Compress to impress
Whether you're beefing up a kick or mastering an entire track, it's all about dynamics processing, and compression is at its heart.
Compression will always be the subject of heated debate in regard to appropriate usage (don't mention the Loudness War...), but whether you like to use liberal amounts of it all over your mixes, prefer to apply it in small doses, or just want to learn more about the subject, we can help.
Click through the gallery to find links to some of MusicRadar's most popular compression-related articles. Whether you want to find out more about serial and parallel compression, learn how to master from the pros, discover how to nail sidechain compression, or even build a modular compressor, the knowledge you need is right here.
How to add body with parallel compression
Parallel - or 'New York style' - compression is excellent for adding density to a sound while retaining transient response in a way that normal compression doesn't.

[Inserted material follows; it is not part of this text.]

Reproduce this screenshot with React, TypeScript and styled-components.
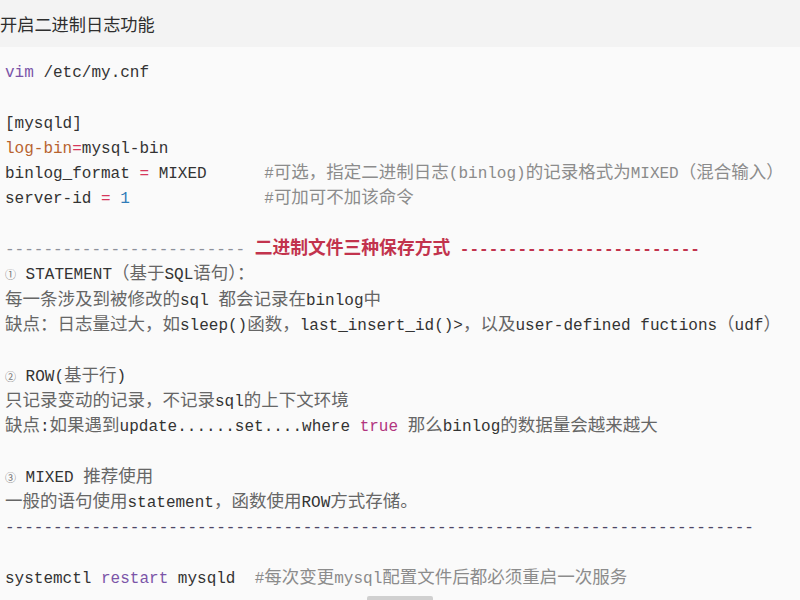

The technique involves using a (usually, but not always) hyper-compressed version of the signal mixed with the original dry feed, allowing average volume to be increased without compromising the transient snap of the original sound. It can be done by using any compressor on a send/return channel, or a compressor equipped with a wet/dry control directly on the sound's channel itself.
How to use serial compression
Serial compression means using multiple compressors in series (ie, one after the other), and it's a great way to combine the most desirable attributes and/or capabilities of two or more plugins.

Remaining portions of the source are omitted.